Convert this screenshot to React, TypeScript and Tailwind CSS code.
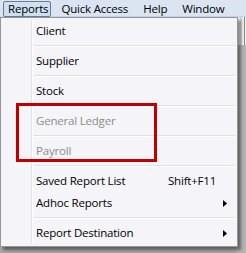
:::
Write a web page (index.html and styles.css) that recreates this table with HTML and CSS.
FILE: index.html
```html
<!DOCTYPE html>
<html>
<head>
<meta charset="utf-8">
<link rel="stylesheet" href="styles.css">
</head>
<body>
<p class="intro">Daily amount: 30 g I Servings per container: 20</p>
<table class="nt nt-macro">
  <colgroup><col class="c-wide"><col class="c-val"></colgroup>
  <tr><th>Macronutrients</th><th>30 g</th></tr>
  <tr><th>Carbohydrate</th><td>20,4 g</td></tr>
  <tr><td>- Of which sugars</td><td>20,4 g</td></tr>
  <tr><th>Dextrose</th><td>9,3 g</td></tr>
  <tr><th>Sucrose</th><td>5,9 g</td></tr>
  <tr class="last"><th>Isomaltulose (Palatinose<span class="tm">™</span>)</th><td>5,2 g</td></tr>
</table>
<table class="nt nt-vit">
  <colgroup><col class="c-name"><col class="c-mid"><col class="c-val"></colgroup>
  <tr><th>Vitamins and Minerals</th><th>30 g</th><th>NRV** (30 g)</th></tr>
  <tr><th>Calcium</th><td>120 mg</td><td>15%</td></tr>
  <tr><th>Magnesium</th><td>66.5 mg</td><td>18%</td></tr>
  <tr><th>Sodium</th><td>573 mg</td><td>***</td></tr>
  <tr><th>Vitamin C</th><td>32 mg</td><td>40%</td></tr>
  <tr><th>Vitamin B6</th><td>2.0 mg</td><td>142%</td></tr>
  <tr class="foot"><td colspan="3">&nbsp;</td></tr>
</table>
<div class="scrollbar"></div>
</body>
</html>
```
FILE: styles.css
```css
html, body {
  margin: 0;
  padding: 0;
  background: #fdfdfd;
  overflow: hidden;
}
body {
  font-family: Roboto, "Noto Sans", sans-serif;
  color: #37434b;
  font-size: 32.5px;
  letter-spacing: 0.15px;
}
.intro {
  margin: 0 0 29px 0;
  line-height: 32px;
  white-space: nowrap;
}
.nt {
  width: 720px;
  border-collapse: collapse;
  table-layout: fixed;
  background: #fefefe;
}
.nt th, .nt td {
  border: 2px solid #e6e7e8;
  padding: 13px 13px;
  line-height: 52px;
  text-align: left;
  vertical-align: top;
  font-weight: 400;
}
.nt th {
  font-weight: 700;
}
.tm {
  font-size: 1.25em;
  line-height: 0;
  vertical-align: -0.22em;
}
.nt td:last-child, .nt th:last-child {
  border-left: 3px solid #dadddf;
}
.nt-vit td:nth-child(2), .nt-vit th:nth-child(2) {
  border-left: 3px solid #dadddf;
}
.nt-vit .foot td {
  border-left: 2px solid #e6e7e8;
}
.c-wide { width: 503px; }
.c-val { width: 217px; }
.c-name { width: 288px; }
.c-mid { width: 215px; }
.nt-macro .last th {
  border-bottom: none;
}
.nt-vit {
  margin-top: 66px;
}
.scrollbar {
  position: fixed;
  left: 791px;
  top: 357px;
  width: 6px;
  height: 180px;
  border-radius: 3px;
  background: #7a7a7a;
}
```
:::
What is asked: Report each line in the data that holds the word "table".

Full solution:
Write a web page (index.html and styles.css) that recreates this table with HTML and CSS.
<table class="nt nt-macro">
</table>
<table class="nt nt-vit">
</table>
  table-layout: fixed;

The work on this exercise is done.